Wednesday, December 7, 2011

Aping my Dad, Chuck Heston

The Crepeaus play with a Monkey on the Beach, perhaps Atlantic City in the 20's. I'm writing a book, Milk and Water, about Montreal during the Prohibition Era, using my grandfather Jules Crepeau (top) as a character.

Well, I am continuing to watch the Simpsons to improve my spoken French. It's an excellent exercise because the show is vocabulary rich, due to the wide range of cartoon plots. (I wonder why mothers banned their children from watching the show in the 90's... some mothers. Not me. )

I'm up to season 8, though I missed season 6. I only had seasons 1 to 5. I have to buy them now.

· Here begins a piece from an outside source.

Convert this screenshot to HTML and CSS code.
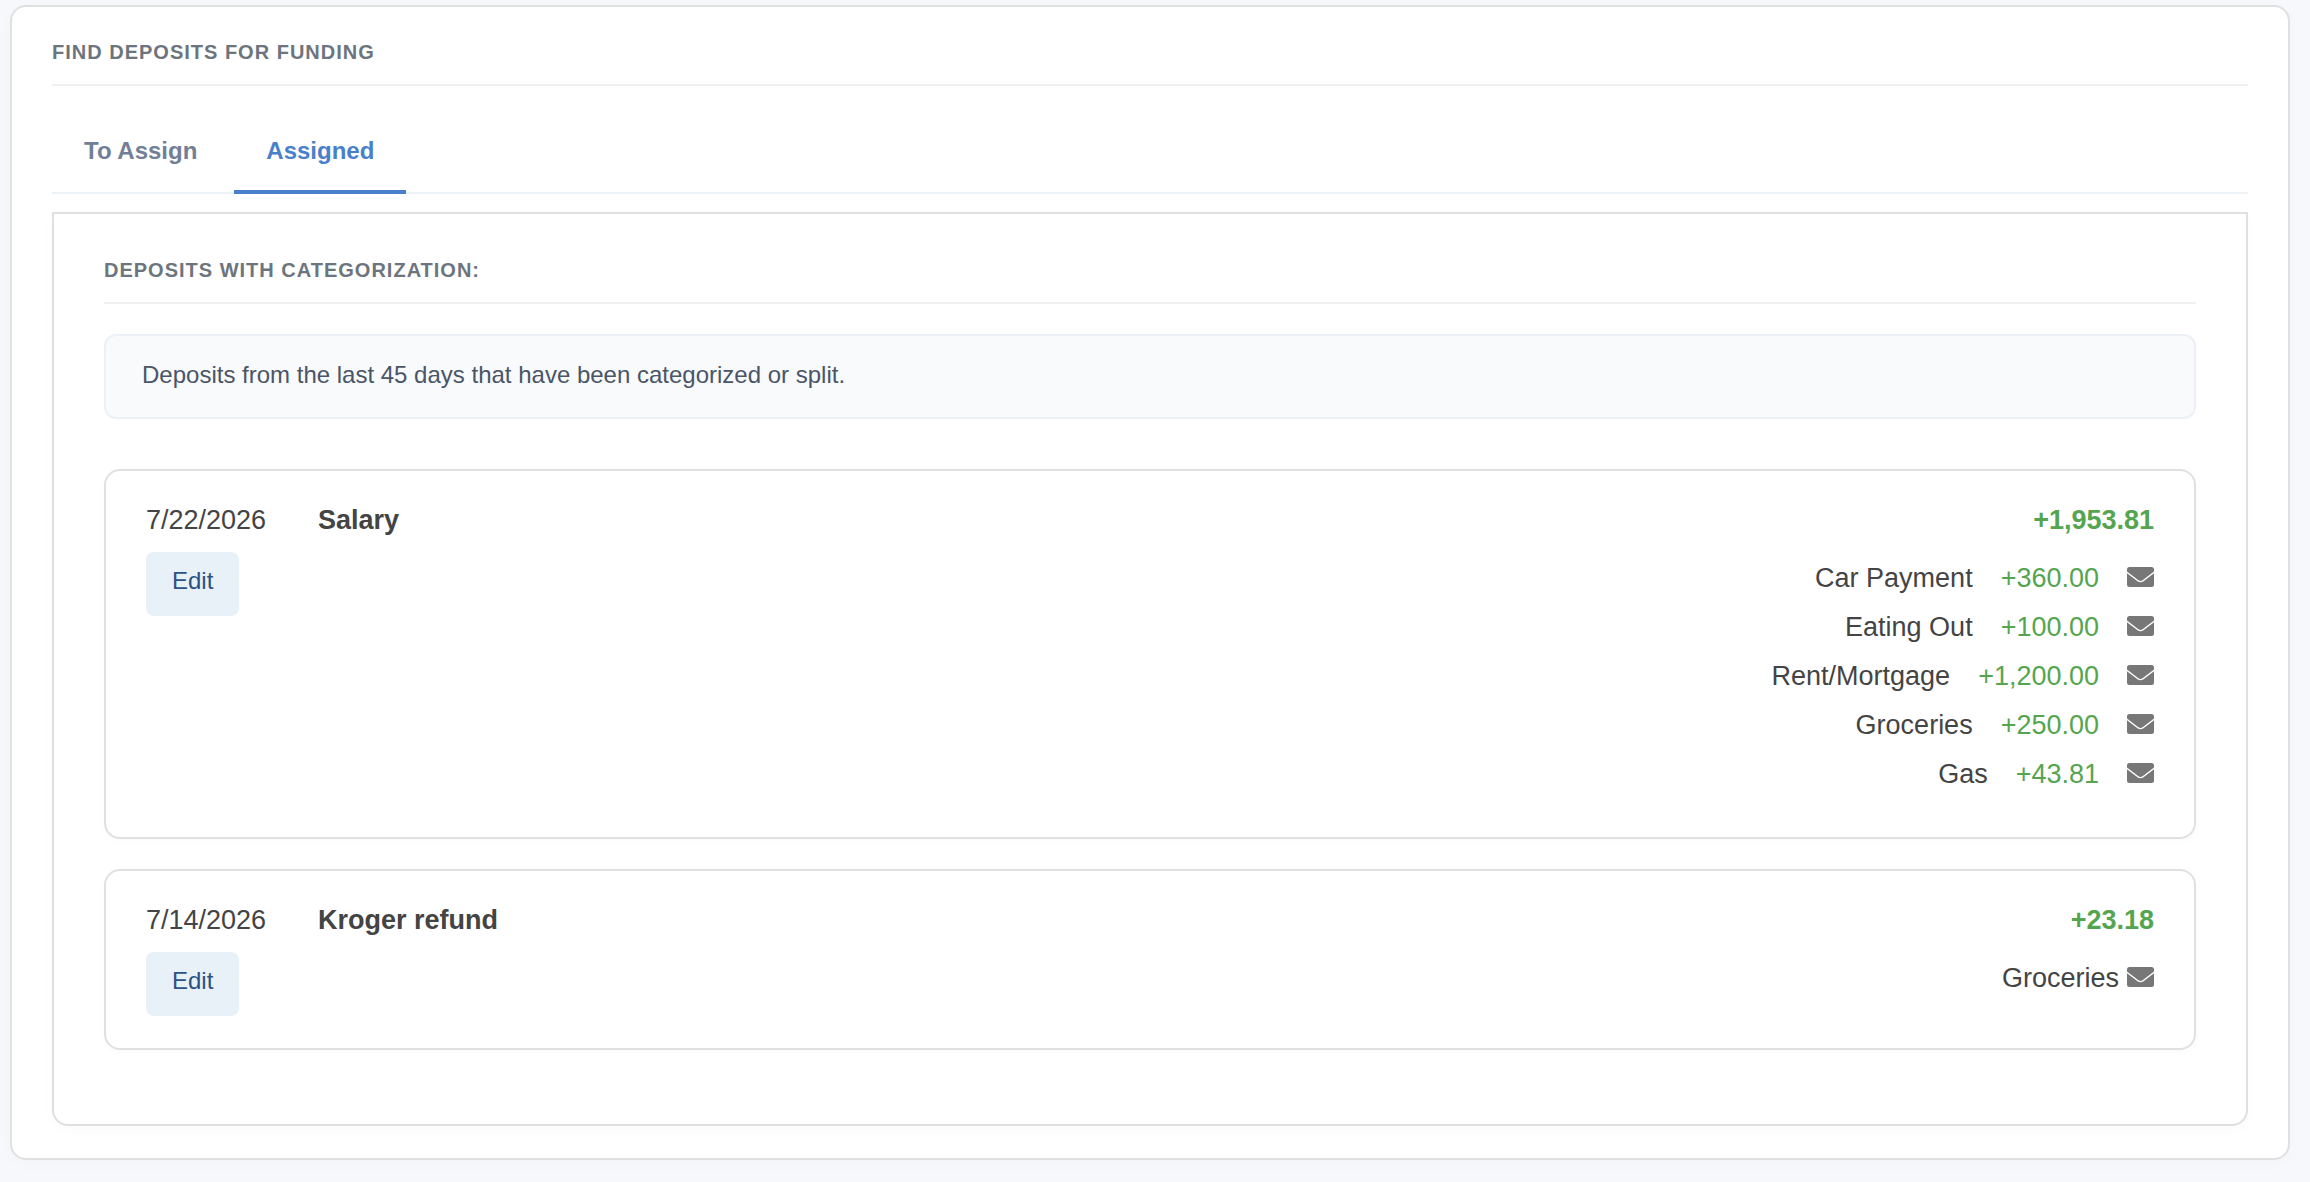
FILE: index.html
```html
<!DOCTYPE html>
<html lang="en">
<head>
    <meta charset="UTF-8">
    <meta name="viewport" content="width=device-width, initial-scale=1.0">
    <title>Find Deposits for Funding</title>
    <link rel="stylesheet" href="styles.css">
</head>
<body>
    <!-- shared envelope symbol -->
    <svg class="symbols" aria-hidden="true">
        <symbol id="envelope" viewBox="0 0 27 20">
            <path d="M2.500 0H24.500A2.500 2.500 0 0 1 27 2.500V4.600L15.600 13.200Q13.500 14.600 11.400 13.200L0 4.600V2.500A2.500 2.500 0 0 1 2.500 0Z"/>
            <path d="M0 6.200L10.500 14.200Q13.500 16.300 16.500 14.200L27 6.200V17.500A2.500 2.500 0 0 1 24.500 20H2.500A2.500 2.500 0 0 1 0 17.500Z"/>
        </symbol>
    </svg>

    <main class="card">
        <h2 class="section-title">Find Deposits for Funding</h2>

        <div class="tabs" role="tablist">
            <button class="tab" type="button" role="tab" aria-selected="false">To Assign</button>
            <button class="tab active" type="button" role="tab" aria-selected="true">Assigned</button>
        </div>

        <section class="panel" role="tabpanel">
            <h3 class="section-title">Deposits with categorization:</h3>
            <p class="info">Deposits from the last 45 days that have been categorized or split.</p>

            <article class="deposit">
                <div class="deposit-date">
                    <span>7/22/2026</span>
                    <button class="edit-button" type="button">Edit</button>
                </div>
                <div class="deposit-name">Salary</div>
                <div class="deposit-amounts">
                    <div class="total">+1,953.81</div>
                    <ul class="splits">
                        <li><span>Car Payment</span><span class="amount">+360.00</span><svg class="icon"><use href="#envelope"/></svg></li>
                        <li><span>Eating Out</span><span class="amount">+100.00</span><svg class="icon"><use href="#envelope"/></svg></li>
                        <li><span>Rent/Mortgage</span><span class="amount">+1,200.00</span><svg class="icon"><use href="#envelope"/></svg></li>
                        <li><span>Groceries</span><span class="amount">+250.00</span><svg class="icon"><use href="#envelope"/></svg></li>
                        <li><span>Gas</span><span class="amount">+43.81</span><svg class="icon"><use href="#envelope"/></svg></li>
                    </ul>
                </div>
            </article>

            <article class="deposit">
                <div class="deposit-date">
                    <span>7/14/2026</span>
                    <button class="edit-button" type="button">Edit</button>
                </div>
                <div class="deposit-name">Kroger refund</div>
                <div class="deposit-amounts">
                    <div class="total">+23.18</div>
                    <div class="category"><span>Groceries</span><svg class="icon"><use href="#envelope"/></svg></div>
                </div>
            </article>
        </section>
    </main>
</body>
</html>
```

FILE: styles.css
```css
* {
    box-sizing: border-box;
}
body {
    margin: 0;
    padding: 5px 20px 16px 10px;
    background-color: #f7f8fb;
    color: #444;
    font-family: "Liberation Sans", Arial, sans-serif;
    font-size: 27px;
    line-height: 40px;
}
button {
    font-family: inherit;
    border: none;
    cursor: pointer;
}
.symbols {
    display: none;
}
.card {
    padding: 29px 40px 32px;
    background-color: #fff;
    border: 2px solid #e0e0e0;
    border-radius: 16px;
    box-shadow: 0 4px 16px rgba(0, 0, 0, 0.02);
}
.section-title {
    margin: 0;
    padding-bottom: 16px;
    border-bottom: 2px solid #f0f0f0;
    color: #6c757d;
    font-size: 20px;
    line-height: 32px;
    letter-spacing: 1px;
    text-transform: uppercase;
}

/* Tabs */
.tabs {
    display: flex;
    gap: 5px;
    margin-top: 32px;
    box-shadow: inset 0 -2px #edf2f7;
}
.tab {
    padding: 17px 32px 23px;
    background: none;
    border-bottom: 4px solid transparent;
    color: #718096;
    font-size: 24px;
    font-weight: bold;
    line-height: 32px;
}
.tab.active {
    border-bottom-color: #4a80cb;
    color: #4a80cb;
}

/* Tab content */
.panel {
    margin-top: 18px;
    padding: 40px 50px 74px;
    border: 2px solid #e0e0e0;
    border-radius: 0 0 16px 16px;
    box-shadow: 0 4px 16px rgba(0, 0, 0, 0.02);
}
.info {
    margin: 30px 0 50px;
    padding: 21px 36px 24px;
    background-color: #f8fafc;
    border: 2px solid #edf0f7;
    border-radius: 12px;
    color: #4a5568;
    font-size: 24px;
    line-height: 36px;
}

/* Deposits */
.deposit {
    display: flex;
    padding: 29px 40px 32px;
    border: 2px solid #e0e0e0;
    border-radius: 16px;
    box-shadow: 0 2px 8px rgba(0, 0, 0, 0.02);
}
.deposit + .deposit {
    margin-top: 30px;
}
.deposit-date {
    display: flex;
    flex-direction: column;
    align-items: flex-start;
    gap: 12px;
    width: 172px;
}
.deposit-name {
    flex: 1;
    font-weight: bold;
}
.edit-button {
    padding: 13px 26px 19px;
    background-color: #e8f0f8;
    border-radius: 8px;
    color: #2c5282;
    font-size: 24px;
    line-height: 32px;
}
.deposit-amounts {
    text-align: right;
}
.total {
    color: #55a550;
    font-weight: bold;
}
.splits {
    display: flex;
    flex-direction: column;
    gap: 9px;
    margin: 18px 0 0;
    padding: 0 0 11px;
    list-style: none;
}
.splits li {
    display: flex;
    justify-content: flex-end;
    gap: 28px;
}
.amount {
    color: #55a550;
}
.category {
    display: flex;
    justify-content: flex-end;
    gap: 8px;
    margin-top: 18px;
}
.icon {
    width: 27px;
    height: 20px;
    margin-top: 9px;
    fill: #777;
}
```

I take back an earlier post where I said the French Simpsons are sometimes better than the English. The acting is excellent and some jokes are 'localized' instead of translated, say a French Canadian personality is mentioned rather than an American. But the writing is not as good. (I put on the English subtitles which appear to be the dialogue verbatim.) Jokes are not translated to be equally sharp. Generalizations made where clever specifics are in the original dialogue. Say a character picks up a tie and calls it a 'noose' whereas it is translated as 'tie.' (Of course there are mouth flaps to consider: French is a longer language than English.)

Anyway, in season 4 or so, in the episode where Homer becomes an astronaut, there's a joke on the movie Planet of the Apes. (He FINALLY gets the significance of the final scene at a press conference at NASA.) So I got a hankering to see that movie again, the original. I've only seen it one or two times on VHS since I saw it  in the theatre in 1968.

And what do you know, my husband and I found the Blu-ray version  on sale at a Walmart in Messina New York, about an hour away, where we went  just for fun and to see if food in the US really is cheaper. (Answer: yes and no.)

Then we watched the movie that evening.

You know, it occurred to me, that this excellent, iconic movie could have turned out to be the silliest film every put on screen. After all, it features a grown man prancing around naked or half naked the whole movie. And actors in Ape Heads.

Why is the movie so good? I assume because Rod Serling penned the original script, which got messed around with (another reason the movie should have tanked.) And good acting.

Just like Twilight Zone episodes, it's a concept movie, and even the set is an idea. Like most people, I haven't read the book, by Pierre Boulles, who also wrote The Bridge on the River Kwai that was turned into another famous movie.

( I did try to read a less famous book Boulles penned about Malaya during the Communist Emergency while I was researching my play Looking for Mrs. Peel about my grandmother at Changi Prison in WWII. It was not a great novel by any means.)

Now in 1968, at 15, I recall I went into the movie with no preconceptions and was pleasantly surprised. I recall the "Get you filthy paws off me," line the most - the audience cheered of course.

The fact that  Charleton Heston pranced around naked the whole time didn't stay in my head. That sort of surprises me, but then Heston was my father's age in 68, so it's a good sign that I wasn't totally grossed out by the sight.
Girlish - looking men like Peter Noon of Herman's Hermits and David M. (Illya of The Man from Uncle were still more my style)...  I was a little girl, after all.

My husband thought that Heston doesn't look like 'an action hero." I said "But he WAS an action hero, in the old style. One of the first."

He said, "But he doesn't run well, like, say, Tom Cruise."

I said, "Just because you have a perfect physique, doesn't mean your are athletic."

I looked him up on the Net. Heston worked as an artist's model as a young man. Not a surprise. He was in the military. But there's no indication he did athletics, so it might be true that he wasn't athletic. But he was 45 when he filmed this movie...or maybe the directing was such...

Nonetheless, at my more-than-middle-aged vantage point, it still doesn't gross me out to watch the famous actor run around near naked (albeit with a lack of grace of gait) for an entire film.

In fact, it's kinda fun.

And the movie still is relevant, if a little 'slow' for modern tastes.Still relevant? Well, duh. Or should I say DOH because that statement is worthy of Homer Simpson.

 The Planet of the Apes is a statement on human nature. If the movie were no longer relevant, it would mean that human nature does indeed change and human beings actually learn from their mistakes and then....my head hurts. I want a donut.)

Oh,yes, a later season of the Simpsons has another joke on Planet of the Apes. Troy McClure, his career revived due to a sham marriage to Selma, I think,  stars in a musical version of the movie, with the song "You can't Make a Monkey out of Me."

 I haven't seen the Rise of the Planet of the Apes, but it comes out on DVD and likely satellite in a few days. My son liked it, my husband not so much.

My husband watched it one day, when I went to see THE HELP in the same theatre. That's coming out soon, too.